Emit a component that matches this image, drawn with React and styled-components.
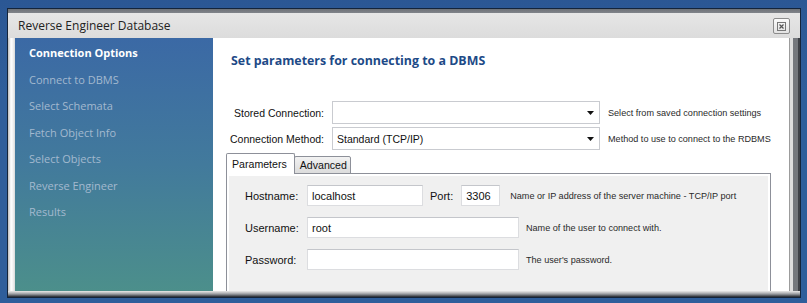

* * *

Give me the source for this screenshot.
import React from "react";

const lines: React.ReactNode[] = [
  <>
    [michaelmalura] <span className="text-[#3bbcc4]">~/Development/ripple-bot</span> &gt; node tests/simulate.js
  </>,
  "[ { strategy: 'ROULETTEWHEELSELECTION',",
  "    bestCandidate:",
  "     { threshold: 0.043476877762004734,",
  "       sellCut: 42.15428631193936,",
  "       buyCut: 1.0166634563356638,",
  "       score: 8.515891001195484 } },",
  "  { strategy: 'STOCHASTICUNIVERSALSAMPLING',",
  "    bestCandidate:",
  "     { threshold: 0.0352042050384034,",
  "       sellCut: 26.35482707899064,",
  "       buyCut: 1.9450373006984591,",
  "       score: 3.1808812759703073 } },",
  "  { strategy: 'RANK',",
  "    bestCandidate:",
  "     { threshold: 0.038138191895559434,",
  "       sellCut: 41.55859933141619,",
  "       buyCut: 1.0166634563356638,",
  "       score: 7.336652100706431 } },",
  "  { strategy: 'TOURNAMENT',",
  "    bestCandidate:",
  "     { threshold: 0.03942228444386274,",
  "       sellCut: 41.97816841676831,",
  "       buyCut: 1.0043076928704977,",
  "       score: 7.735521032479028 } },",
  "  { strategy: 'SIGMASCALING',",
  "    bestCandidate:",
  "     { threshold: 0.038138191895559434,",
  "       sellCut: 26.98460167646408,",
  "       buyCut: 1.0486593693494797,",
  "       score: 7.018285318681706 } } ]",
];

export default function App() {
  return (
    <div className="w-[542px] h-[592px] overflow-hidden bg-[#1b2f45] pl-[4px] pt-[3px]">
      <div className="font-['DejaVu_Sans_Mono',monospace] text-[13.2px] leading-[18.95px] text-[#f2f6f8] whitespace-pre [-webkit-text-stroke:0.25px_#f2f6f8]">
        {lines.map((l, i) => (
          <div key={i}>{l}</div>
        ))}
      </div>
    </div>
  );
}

...

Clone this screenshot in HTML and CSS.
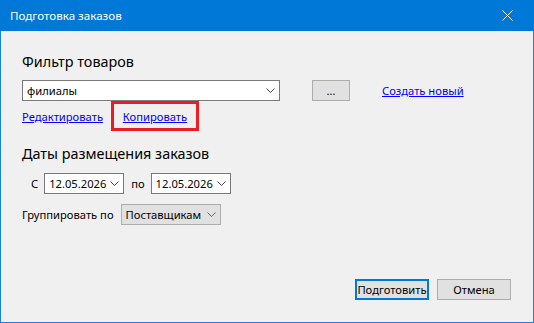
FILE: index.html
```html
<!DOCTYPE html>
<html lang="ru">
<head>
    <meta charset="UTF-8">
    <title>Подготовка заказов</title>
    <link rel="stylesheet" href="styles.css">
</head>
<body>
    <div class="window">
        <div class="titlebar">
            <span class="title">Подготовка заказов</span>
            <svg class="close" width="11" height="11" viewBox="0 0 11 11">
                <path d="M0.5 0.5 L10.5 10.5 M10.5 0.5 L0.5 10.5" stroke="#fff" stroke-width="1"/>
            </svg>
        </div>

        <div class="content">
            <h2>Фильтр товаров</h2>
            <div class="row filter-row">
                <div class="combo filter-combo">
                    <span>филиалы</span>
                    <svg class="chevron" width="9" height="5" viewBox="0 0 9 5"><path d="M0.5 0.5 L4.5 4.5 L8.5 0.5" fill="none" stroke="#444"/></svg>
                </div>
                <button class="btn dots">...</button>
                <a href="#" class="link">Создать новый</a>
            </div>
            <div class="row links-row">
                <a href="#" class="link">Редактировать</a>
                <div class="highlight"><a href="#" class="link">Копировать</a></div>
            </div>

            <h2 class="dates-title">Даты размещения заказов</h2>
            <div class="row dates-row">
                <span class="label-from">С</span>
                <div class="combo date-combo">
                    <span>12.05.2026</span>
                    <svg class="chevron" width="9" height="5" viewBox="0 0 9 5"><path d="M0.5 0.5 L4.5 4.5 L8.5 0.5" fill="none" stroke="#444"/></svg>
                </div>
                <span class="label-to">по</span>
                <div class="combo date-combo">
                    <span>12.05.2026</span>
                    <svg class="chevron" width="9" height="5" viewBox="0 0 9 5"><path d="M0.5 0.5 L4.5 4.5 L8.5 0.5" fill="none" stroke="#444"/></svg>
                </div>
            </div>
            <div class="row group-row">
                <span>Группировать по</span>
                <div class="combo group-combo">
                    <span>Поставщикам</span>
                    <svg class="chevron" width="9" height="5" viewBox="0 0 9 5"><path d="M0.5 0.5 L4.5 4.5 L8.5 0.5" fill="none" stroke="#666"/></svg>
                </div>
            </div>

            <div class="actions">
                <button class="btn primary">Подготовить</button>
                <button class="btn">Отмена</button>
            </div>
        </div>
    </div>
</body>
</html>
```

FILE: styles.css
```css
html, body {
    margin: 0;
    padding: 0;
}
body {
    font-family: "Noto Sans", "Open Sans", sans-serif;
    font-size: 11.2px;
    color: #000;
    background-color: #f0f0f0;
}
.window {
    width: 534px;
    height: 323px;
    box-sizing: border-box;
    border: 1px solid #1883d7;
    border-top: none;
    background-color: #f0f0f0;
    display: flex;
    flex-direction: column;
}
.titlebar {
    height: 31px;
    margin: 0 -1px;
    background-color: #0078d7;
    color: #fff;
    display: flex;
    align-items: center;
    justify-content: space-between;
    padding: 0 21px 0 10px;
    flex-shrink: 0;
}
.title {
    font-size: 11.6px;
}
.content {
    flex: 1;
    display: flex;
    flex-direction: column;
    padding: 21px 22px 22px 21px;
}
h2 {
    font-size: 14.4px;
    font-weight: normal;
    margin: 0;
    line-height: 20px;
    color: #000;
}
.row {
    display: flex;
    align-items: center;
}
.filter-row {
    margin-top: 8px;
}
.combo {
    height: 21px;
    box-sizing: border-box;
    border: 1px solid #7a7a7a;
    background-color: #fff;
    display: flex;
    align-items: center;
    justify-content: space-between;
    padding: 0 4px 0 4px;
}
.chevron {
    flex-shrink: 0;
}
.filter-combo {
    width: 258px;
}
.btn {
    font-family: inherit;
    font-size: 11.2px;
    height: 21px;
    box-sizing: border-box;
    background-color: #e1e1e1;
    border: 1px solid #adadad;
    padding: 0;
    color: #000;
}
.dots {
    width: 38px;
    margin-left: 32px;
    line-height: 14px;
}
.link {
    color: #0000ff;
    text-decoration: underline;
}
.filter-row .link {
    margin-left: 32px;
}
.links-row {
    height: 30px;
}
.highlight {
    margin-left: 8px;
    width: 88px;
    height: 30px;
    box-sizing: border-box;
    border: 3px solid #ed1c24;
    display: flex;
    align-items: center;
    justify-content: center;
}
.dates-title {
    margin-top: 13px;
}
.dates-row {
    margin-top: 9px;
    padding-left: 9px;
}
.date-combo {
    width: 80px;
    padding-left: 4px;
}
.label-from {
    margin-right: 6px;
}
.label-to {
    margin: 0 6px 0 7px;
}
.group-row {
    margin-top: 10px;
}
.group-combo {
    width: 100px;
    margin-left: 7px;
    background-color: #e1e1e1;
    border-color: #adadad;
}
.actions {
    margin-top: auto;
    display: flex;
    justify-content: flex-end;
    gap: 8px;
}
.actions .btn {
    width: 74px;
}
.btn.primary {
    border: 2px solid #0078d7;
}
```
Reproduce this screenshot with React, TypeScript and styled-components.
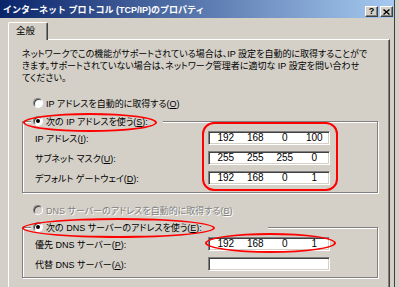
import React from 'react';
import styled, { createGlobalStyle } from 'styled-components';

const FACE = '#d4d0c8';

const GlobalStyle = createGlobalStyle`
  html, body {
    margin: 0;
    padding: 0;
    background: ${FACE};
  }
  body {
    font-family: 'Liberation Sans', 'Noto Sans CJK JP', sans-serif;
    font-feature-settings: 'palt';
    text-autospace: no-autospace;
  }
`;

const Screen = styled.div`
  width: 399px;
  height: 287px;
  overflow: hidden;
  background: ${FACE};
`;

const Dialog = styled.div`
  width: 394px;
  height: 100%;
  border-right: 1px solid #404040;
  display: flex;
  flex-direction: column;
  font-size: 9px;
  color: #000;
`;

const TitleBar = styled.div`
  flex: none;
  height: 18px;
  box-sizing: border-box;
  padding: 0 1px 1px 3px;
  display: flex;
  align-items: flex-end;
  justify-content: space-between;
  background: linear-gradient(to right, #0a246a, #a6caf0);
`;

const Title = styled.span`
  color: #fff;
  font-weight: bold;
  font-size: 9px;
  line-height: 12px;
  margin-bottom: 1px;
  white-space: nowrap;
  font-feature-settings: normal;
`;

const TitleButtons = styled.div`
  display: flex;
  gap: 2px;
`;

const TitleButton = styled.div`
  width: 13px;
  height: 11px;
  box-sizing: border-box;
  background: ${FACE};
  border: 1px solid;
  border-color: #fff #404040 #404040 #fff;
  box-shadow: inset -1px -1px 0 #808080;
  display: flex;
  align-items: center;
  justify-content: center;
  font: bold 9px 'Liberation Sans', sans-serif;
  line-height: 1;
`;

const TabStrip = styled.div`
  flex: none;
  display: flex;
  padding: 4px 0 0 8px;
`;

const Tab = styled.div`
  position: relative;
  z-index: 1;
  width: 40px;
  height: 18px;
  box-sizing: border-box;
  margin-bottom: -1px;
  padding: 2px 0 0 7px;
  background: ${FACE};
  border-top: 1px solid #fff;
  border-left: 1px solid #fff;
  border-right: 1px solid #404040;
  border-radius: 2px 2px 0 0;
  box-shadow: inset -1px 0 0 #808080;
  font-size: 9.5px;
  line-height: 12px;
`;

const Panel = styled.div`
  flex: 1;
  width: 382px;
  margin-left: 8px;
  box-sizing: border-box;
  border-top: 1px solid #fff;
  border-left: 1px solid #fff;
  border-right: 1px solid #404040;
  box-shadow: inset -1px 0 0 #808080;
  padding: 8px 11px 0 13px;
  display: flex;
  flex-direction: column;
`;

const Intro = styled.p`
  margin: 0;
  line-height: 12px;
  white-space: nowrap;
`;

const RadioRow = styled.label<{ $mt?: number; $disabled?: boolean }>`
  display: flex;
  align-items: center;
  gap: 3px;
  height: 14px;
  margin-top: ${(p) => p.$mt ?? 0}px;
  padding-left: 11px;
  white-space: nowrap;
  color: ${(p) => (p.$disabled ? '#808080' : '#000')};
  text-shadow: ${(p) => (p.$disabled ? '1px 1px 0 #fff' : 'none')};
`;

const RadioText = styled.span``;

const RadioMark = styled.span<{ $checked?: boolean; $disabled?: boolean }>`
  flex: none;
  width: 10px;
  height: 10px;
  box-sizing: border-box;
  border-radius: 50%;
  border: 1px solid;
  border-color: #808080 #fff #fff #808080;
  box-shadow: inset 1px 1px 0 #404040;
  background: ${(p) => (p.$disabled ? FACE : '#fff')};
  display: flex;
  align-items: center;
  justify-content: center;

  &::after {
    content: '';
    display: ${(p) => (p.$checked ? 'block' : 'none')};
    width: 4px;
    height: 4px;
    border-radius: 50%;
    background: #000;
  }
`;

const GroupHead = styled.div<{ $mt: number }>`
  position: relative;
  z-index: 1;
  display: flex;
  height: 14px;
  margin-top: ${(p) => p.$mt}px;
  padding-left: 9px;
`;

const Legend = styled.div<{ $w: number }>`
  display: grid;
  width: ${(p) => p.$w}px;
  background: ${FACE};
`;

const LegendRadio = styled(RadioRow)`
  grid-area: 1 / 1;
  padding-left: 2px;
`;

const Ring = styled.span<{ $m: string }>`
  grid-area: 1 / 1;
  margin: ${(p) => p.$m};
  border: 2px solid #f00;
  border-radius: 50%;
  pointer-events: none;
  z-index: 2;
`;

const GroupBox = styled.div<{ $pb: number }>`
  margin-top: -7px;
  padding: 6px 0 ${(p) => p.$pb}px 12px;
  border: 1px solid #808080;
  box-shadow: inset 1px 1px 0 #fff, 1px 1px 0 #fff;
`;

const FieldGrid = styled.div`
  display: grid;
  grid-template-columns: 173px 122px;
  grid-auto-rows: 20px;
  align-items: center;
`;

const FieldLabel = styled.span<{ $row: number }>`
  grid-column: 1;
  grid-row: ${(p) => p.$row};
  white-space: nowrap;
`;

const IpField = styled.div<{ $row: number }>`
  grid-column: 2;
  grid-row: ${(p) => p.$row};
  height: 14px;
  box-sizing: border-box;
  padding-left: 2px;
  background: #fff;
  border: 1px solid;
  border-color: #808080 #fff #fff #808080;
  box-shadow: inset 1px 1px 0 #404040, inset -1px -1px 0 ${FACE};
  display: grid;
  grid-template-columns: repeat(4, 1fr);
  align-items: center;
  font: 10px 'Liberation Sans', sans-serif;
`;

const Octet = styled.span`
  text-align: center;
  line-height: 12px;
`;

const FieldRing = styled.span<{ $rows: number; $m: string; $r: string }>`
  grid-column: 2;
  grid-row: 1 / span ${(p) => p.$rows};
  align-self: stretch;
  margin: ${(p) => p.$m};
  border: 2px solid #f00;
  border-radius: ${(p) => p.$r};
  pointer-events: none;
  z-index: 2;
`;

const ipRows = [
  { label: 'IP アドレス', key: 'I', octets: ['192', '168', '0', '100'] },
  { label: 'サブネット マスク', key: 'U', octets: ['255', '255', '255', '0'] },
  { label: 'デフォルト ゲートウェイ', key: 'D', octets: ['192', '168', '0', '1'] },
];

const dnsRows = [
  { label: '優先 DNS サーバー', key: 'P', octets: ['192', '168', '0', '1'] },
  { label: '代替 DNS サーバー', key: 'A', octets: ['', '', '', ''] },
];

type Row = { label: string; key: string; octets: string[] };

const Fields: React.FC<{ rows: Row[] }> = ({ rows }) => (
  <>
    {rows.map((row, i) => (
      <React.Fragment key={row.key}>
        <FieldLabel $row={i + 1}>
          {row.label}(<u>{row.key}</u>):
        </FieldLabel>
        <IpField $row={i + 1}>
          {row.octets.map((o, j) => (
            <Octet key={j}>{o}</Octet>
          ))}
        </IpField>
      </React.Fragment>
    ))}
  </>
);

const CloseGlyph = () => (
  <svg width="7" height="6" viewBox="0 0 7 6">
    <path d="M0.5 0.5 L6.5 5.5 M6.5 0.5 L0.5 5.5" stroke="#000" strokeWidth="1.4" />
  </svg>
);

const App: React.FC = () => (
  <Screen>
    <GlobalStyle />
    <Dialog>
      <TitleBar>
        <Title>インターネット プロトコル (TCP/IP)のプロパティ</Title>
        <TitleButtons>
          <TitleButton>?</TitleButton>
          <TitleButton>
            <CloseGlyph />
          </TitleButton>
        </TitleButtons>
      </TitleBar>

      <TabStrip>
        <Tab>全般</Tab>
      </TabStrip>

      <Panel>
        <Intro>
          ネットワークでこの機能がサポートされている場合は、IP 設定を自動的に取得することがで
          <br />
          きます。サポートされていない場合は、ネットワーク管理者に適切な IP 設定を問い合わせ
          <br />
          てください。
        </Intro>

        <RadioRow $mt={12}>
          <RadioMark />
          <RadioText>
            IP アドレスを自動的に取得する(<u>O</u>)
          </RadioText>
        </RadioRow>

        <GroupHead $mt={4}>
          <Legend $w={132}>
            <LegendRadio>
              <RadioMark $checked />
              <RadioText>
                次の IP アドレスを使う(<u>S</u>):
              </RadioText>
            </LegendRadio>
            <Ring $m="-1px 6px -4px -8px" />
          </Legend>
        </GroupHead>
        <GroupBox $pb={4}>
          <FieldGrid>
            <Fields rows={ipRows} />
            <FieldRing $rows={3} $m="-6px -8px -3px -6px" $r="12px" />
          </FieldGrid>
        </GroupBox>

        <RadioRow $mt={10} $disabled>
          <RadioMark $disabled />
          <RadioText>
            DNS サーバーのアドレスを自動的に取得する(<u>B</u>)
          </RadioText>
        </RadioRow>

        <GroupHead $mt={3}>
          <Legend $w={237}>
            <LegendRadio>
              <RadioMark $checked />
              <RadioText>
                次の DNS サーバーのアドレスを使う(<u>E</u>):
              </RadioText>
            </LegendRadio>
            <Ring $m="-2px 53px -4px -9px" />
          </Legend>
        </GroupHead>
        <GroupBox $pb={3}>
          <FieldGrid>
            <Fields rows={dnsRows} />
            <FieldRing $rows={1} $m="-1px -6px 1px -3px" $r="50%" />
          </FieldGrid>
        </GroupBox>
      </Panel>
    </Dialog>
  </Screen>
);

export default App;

● **What is being asked**
Lines containing the string "screenshot" are to be selected and copied.

● **Result of this task**
Give me the source for this screenshot.
Clone this screenshot in HTML and CSS.
Reproduce this screenshot with React, TypeScript and styled-components.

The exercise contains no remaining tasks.